Christian Chavagneux, Alternatives économiques

Christian Chavagneux, Alternatives économiques

Lorsqu’on souhaite comprendre les ressorts de la spéculation financière sans tomber dans la technique économique, L’Argent, le célèbre roman d’Émile Zola, s’impose comme une référence incontournable. On y voit le rôle de la psychologie des acteurs, celui des fraudes, de la mauvaise gouvernance des banques, le rôle des cycles de crises financières, etc.
Il faudra désormais y ajouter le magnifique livre de l’écrivain américain Frank Norris, publié en 1903 et qui vient — enfin ! — d’être traduit en français. Il y raconte les amours de Laura Dearborn et Curtis Jadwin, un spéculateur enrichi mais assagi, qui a décidé de vivre le restant de sa vie de manière paisible. Malheureusement, l’attrait du jeu le pousse à spéculer une dernière fois.

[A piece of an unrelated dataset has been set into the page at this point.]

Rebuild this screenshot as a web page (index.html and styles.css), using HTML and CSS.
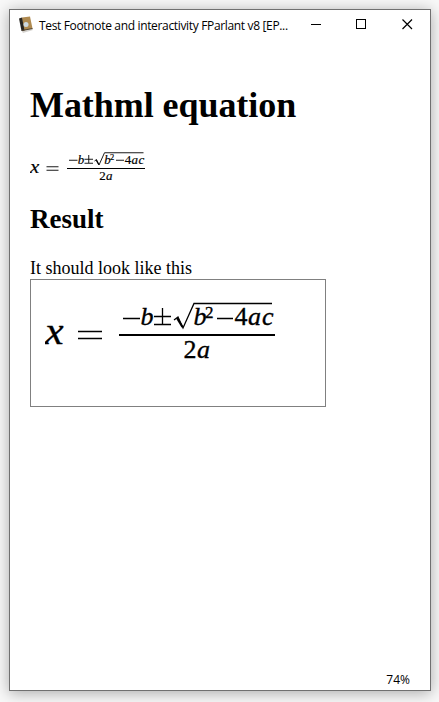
FILE: index.html
```
<!DOCTYPE html>
<html lang="en">
<head>
<meta charset="utf-8">
<title>Test Footnote and interactivity</title>
<link rel="stylesheet" href="styles.css">
</head>
<body>
<div class="window">
  <header class="titlebar">
    <svg class="book" width="16" height="18" viewBox="0 0 16 18">
      <path d="M3 14l11-2 1 2-10 3z" fill="#d5d3cf"/>
      <path d="M4 1.500l8-1 2.500 12L5 14.500z" fill="#af8a50"/>
      <path d="M1 2.500l3-1 2.500 13-3 .5z" fill="#272522"/>
      <path d="M4 14.500l10.500-2" stroke="#514330" stroke-width="1"/>
      <circle cx="8" cy="8.500" r="2.500" fill="#ced9e0"/>
    </svg>
    <span class="title">Test Footnote and interactivity FParlant v8 [EP...</span>
    <svg class="controls" width="102" height="12" viewBox="0 0 102 12" fill="none" stroke="#000">
      <path d="M0 5.500h10M45.500 .5h9v9h-9z" shape-rendering="crispEdges"/>
      <path d="M91.500 .5l9.500 9.500M101 .5L91.500 10" stroke-width="1.200"/>
    </svg>
  </header>
  <main class="page">
    <h1>Mathml equation</h1>
    <svg class="formula small" viewBox="0 0 232 62">
      <g id="quadratic">
        <g class="variable">
          <text class="lead" transform="translate(0 44) scale(1.1 1)">x</text>
          <text x="95.500" y="25">b</text>
          <text x="148.500" y="25">b</text>
          <text x="203" y="25">a</text>
          <text x="217" y="25">c</text>
          <text x="152" y="58">a</text>
        </g>
        <g class="number">
          <text class="power" x="160" y="18">2</text>
          <text x="189.500" y="25">4</text>
          <text x="138.500" y="58">2</text>
        </g>
        <path class="thin" d="M33 31.500h24M33 38.500h24M78 18.500h17M109 24.500h17M109 16.500h17M117.500 8v16M172 18.500h16"/>
        <path class="thin" d="M129 20l4-3 5 11 11-24.500h78"/>
        <path class="hook" d="M132 18l5.500 9"/>
        <path class="bar" d="M74 35h156"/>
      </g>
    </svg>
    <h2>Result</h2>
    <p>It should look like this</p>
    <div class="frame">
      <svg class="formula large" viewBox="0 0 232 62"><use href="#quadratic"/></svg>
    </div>
  </main>
  <footer class="zoom">74%</footer>
</div>
</body>
</html>
```

FILE: styles.css
```
* { box-sizing: border-box; }
body {
  margin: 0;
  width: 439px;
  height: 702px;
  padding: 9px 8px 11px 9px;
  overflow: hidden;
  background: #f8f8f8;
  color: #000;
}
.window {
  display: flex;
  flex-direction: column;
  width: 422px;
  height: 682px;
  border: 1px solid #707070;
  background: #fff;
  box-shadow: 0 2px 14px rgba(0, 0, 0, .32);
}
.titlebar {
  display: flex;
  align-items: center;
  height: 30px;
  padding-left: 8px;
  font: 12px "Open Sans", sans-serif;
}
.title {
  width: 272px;
  margin-left: 5px;
  white-space: nowrap;
  letter-spacing: -.34px;
}
.book, .controls { flex: none; }
.page {
  flex: 1;
  padding: 44px 20px 0;
  font: 18px/20px "Liberation Serif", serif;
}
h1, h2, p { margin: 0; }
h1 { font-size: 36px; line-height: 42px; letter-spacing: -.06px; }
h2 { margin-top: 21px; font-size: 27px; line-height: 32px; }
p { margin-top: 23px; }
.formula {
  display: block;
  font-family: "Liberation Serif", serif;
  font-size: 26px;
  stroke-width: .35px;
}
.formula text { stroke: #000; }
.small { --line: 1.8px; width: 116px; height: 31px; margin-top: 25px; }
.large { --line: 1.3px; width: 232px; height: 62px; }
.variable { font-style: italic; }
.lead { font-size: 38px; }
.power { font-size: 17px; }
.thin, .hook, .bar { fill: none; stroke: #000; }
.thin { stroke-width: var(--line); }
.hook { stroke-width: 2.2px; }
.bar { stroke-width: 2px; }
.frame {
  width: 296px;
  height: 128px;
  margin-top: 1px;
  padding: 20px 14px;
  border: 1px solid #808080;
}
.zoom {
  height: 20px;
  padding-right: 20px;
  text-align: right;
  font: 12px/20px "Open Sans", sans-serif;
}
```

Il tente un coup très en vogue à la fin du dix-neuvième siècle, un corner. Le principe en est simple : anticipant une forte demande de blé, Jadwin en achète à l’avance le plus possible pour pouvoir maîtriser le marché et fixer son prix lorsque la demande se matérialisera effectivement. Problème : plus la spéculation avance, plus la demande importante du spéculateur tire les prix vers le haut, et plus le jeu devient coûteux. Il ne faut donc pas se tromper, car les risques sont énormes. Frank Norris décrit avec une grande justesse les mécanismes et l’excitation de la spéculation, comme lorsque Jadwin explique que « c’est un jeu de riches. Il ne procure aucun plaisir si tu ne peux pas risquer plus que tu ne peux te permettre de perdre ! »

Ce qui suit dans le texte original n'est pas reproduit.